Instructions for the task |
Copy every line from the material below that holds "React".

Code that builds pages:
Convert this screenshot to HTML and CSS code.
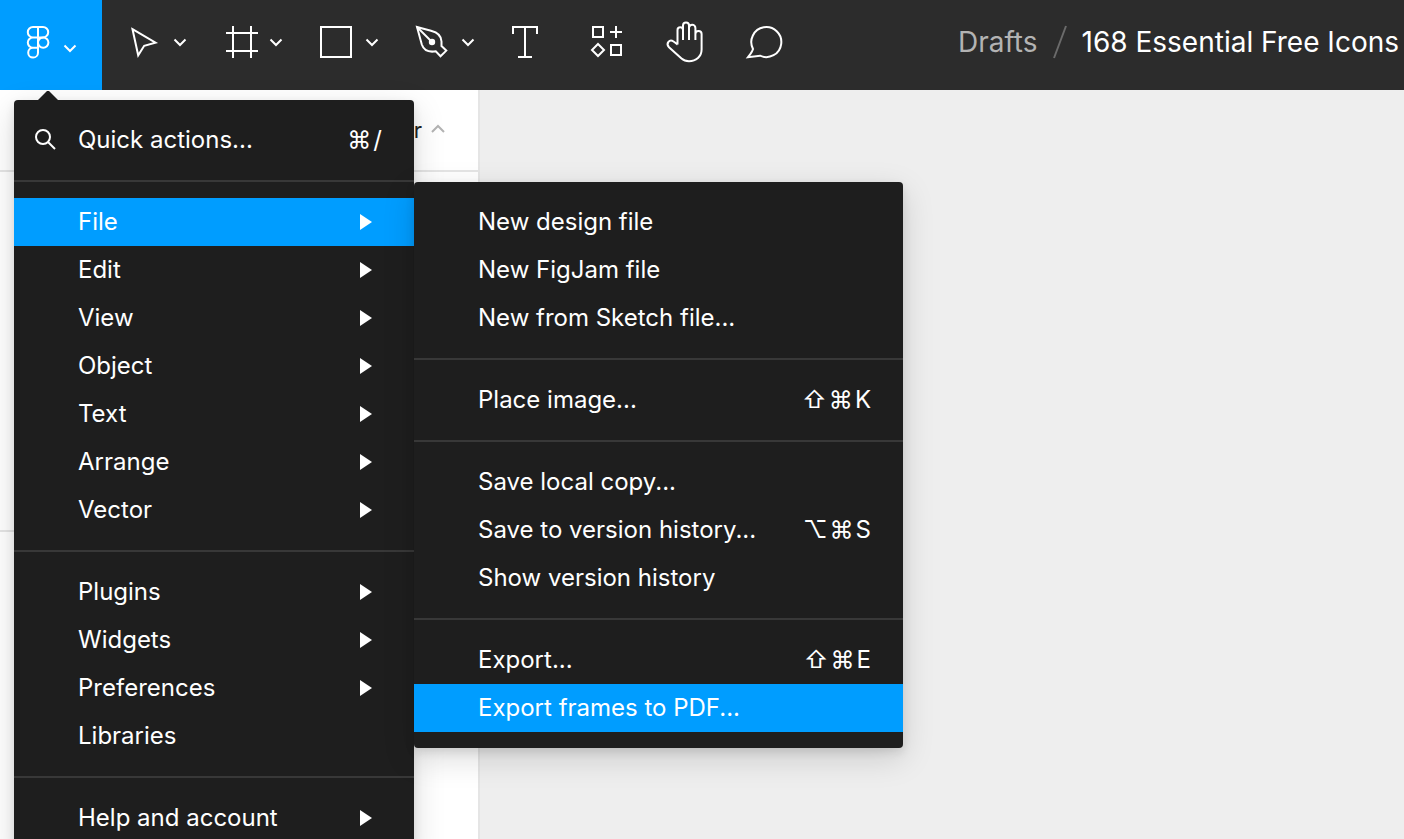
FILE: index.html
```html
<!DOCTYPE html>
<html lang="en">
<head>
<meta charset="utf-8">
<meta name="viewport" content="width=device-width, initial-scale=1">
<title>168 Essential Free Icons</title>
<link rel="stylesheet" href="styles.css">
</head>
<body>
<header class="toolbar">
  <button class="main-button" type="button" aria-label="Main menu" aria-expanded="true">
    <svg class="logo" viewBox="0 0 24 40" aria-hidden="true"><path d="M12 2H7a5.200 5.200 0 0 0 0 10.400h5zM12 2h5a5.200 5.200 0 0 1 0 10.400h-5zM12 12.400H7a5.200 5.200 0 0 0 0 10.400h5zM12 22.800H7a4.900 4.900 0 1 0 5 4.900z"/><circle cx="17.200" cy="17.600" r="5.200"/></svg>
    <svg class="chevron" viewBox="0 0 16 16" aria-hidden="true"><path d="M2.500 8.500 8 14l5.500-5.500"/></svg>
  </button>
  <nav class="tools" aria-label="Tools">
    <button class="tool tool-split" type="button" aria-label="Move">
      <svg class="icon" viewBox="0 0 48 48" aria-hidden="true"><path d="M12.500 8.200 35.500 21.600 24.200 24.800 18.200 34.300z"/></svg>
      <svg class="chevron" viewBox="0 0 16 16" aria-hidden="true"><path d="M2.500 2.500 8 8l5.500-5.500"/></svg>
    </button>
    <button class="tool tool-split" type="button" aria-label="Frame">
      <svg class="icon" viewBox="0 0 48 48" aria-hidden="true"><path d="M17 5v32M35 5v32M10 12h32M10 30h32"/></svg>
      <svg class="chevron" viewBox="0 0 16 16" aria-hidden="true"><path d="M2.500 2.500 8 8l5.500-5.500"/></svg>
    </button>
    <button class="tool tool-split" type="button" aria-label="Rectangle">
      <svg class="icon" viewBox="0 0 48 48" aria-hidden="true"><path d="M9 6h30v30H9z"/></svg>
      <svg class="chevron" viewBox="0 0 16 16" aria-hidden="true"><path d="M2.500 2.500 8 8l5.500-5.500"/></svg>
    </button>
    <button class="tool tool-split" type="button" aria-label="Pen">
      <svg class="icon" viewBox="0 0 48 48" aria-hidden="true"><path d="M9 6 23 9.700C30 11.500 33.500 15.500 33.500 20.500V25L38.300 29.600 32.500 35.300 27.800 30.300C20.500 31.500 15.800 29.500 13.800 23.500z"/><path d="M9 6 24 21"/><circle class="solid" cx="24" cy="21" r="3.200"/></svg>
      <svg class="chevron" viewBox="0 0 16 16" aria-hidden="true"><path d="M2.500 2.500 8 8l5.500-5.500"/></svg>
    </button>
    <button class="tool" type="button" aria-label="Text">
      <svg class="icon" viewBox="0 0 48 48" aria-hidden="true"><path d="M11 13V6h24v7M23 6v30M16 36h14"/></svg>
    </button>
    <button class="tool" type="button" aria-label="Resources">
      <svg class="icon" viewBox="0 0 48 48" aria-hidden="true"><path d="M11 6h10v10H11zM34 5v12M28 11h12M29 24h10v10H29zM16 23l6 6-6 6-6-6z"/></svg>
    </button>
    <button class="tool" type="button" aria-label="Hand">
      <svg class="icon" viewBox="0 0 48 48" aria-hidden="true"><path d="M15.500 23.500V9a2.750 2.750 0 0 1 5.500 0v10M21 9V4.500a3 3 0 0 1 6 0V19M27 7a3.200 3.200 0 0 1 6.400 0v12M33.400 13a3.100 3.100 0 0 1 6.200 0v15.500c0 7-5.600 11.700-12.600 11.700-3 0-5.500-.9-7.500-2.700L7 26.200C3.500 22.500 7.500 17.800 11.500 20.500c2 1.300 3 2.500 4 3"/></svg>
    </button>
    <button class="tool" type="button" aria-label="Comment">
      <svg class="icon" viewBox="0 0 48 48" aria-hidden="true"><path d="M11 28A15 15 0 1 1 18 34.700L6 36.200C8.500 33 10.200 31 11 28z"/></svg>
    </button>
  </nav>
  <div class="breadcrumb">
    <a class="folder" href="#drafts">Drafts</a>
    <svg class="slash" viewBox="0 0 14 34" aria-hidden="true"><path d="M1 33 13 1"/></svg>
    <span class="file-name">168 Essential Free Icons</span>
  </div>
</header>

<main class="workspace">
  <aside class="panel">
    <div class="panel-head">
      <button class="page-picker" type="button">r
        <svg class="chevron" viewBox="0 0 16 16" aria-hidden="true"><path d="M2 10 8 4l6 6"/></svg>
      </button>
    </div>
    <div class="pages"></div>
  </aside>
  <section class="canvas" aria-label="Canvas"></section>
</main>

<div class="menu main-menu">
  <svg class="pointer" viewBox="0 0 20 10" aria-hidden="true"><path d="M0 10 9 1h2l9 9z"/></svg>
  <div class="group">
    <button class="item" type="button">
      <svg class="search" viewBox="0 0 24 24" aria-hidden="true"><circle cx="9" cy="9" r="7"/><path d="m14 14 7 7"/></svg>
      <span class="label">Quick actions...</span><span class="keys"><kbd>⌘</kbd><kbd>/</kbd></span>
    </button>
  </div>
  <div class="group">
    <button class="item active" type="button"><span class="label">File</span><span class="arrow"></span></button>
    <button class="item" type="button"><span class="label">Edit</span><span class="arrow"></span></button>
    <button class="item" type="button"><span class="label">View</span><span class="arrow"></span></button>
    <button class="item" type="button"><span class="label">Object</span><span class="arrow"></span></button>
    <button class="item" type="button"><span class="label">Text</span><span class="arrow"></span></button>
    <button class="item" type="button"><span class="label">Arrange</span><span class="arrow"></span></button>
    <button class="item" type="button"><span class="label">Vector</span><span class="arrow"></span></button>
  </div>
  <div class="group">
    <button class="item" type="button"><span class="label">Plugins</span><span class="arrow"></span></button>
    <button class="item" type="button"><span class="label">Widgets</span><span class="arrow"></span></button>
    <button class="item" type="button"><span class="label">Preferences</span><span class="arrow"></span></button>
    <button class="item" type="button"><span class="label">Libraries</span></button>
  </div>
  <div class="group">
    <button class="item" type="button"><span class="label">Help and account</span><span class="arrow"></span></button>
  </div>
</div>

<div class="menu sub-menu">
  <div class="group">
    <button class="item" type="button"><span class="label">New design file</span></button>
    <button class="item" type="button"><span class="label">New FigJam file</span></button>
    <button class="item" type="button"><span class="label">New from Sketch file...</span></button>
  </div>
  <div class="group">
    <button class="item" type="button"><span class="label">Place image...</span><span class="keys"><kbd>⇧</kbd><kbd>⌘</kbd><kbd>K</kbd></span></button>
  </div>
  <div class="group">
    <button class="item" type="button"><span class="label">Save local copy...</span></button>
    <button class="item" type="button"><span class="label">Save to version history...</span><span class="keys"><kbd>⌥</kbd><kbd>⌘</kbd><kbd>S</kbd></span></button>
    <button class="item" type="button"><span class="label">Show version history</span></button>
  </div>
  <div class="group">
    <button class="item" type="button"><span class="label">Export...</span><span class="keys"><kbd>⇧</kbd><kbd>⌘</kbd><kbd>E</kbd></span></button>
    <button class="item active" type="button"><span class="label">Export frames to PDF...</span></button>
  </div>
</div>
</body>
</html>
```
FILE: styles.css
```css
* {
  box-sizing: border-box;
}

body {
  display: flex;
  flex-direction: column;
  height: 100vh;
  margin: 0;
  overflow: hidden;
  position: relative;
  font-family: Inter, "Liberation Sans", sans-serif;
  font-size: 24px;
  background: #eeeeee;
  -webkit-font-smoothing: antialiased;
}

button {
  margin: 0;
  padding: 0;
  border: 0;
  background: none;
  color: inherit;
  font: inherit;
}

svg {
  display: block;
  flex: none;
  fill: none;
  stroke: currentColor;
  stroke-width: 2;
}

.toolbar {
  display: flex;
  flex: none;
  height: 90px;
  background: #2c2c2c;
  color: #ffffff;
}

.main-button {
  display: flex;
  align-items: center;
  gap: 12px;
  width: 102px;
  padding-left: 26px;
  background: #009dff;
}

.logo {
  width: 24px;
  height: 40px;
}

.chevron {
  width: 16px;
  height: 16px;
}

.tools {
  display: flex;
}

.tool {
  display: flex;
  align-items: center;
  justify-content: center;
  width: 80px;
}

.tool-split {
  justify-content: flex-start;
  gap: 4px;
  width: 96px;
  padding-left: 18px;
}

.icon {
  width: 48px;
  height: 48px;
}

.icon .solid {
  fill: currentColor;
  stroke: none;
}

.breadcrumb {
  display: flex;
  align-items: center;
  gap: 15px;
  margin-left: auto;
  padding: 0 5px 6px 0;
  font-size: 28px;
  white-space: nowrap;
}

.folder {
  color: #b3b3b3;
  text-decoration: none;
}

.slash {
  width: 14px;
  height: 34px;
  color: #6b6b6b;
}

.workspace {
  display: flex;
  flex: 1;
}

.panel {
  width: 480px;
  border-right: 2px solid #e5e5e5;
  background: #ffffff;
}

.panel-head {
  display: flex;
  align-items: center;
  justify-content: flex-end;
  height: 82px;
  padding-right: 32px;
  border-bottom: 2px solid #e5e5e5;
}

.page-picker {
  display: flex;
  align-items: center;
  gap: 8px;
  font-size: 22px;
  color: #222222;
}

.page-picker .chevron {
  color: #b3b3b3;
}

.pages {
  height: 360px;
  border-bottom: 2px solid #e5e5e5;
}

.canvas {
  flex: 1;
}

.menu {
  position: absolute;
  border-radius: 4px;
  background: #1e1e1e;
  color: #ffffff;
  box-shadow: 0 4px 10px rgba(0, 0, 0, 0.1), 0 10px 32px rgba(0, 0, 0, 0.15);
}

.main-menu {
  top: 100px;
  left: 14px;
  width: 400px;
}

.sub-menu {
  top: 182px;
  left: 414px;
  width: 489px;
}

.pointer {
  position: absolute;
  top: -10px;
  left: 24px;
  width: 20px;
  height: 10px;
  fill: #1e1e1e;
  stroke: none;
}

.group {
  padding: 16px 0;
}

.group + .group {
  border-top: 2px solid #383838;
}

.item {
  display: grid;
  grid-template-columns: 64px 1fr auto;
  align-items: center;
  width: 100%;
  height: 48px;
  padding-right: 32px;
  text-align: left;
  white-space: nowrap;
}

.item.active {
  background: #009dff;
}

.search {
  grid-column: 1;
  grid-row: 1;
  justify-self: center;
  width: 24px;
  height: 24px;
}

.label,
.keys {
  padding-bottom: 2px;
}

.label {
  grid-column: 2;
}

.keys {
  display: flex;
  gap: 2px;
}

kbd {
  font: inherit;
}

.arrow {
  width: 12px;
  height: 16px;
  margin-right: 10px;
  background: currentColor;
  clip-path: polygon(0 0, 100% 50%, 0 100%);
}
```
...
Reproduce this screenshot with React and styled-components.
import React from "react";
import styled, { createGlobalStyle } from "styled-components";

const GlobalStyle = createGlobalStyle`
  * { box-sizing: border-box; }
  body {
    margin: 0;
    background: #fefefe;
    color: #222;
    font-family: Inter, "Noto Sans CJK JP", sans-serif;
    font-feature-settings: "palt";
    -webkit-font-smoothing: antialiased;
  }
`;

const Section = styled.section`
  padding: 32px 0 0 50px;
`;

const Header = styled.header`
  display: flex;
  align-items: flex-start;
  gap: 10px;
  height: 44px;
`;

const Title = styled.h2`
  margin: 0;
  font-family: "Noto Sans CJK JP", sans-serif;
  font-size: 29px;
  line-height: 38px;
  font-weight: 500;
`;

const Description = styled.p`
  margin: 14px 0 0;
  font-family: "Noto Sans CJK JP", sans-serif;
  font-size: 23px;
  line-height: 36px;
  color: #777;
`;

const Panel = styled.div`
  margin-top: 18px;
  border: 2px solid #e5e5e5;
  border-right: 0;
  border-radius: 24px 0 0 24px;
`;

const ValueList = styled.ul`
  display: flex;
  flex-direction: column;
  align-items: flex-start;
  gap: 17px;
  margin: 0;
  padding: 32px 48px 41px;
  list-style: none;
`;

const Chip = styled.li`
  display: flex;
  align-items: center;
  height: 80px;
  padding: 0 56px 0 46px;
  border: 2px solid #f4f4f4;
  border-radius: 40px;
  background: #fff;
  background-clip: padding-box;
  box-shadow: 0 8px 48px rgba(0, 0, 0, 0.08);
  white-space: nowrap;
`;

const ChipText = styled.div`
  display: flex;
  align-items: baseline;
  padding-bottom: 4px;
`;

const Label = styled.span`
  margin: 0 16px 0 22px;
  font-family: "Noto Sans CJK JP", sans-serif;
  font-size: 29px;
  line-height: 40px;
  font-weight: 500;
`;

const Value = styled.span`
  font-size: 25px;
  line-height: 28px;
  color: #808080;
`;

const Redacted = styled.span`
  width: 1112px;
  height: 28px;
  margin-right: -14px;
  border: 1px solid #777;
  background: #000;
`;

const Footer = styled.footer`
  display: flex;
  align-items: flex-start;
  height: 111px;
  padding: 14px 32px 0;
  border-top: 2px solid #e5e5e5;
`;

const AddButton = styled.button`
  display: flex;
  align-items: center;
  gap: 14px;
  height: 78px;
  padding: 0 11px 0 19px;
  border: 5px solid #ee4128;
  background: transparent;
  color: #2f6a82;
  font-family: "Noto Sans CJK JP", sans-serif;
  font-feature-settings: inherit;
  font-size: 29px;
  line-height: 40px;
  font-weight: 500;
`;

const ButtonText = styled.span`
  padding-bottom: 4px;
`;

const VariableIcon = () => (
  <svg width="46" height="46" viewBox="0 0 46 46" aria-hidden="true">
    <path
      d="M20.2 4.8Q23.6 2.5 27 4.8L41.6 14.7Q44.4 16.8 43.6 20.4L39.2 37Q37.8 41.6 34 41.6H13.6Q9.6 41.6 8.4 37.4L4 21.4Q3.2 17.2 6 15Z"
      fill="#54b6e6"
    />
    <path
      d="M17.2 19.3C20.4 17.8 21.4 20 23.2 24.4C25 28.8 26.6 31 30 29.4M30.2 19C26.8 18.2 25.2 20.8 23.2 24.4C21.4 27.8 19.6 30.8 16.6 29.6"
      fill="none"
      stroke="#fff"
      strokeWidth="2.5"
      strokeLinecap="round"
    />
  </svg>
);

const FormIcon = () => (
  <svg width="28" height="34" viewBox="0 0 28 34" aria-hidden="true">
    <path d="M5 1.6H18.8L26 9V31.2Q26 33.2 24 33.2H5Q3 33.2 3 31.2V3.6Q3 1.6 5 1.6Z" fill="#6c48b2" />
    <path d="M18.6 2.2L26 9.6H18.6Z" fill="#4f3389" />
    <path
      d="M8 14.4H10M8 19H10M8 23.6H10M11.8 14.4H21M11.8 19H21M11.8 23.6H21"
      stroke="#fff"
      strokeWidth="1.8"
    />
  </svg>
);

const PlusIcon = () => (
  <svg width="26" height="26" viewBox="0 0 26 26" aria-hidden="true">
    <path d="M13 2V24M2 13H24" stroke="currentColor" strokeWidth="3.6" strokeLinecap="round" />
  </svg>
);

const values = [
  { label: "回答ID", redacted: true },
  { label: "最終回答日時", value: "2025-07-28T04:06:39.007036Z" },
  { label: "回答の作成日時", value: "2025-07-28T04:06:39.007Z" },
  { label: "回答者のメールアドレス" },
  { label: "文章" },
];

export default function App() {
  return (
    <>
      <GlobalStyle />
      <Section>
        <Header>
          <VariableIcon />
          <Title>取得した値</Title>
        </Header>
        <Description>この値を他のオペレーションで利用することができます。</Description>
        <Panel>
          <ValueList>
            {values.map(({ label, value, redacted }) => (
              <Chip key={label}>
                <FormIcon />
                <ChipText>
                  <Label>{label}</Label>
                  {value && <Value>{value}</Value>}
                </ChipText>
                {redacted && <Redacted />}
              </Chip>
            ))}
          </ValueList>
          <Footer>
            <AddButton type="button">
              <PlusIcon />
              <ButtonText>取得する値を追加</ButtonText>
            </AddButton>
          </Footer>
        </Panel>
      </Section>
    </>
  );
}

Final result |
Reproduce this screenshot with React and styled-components.
import React from "react";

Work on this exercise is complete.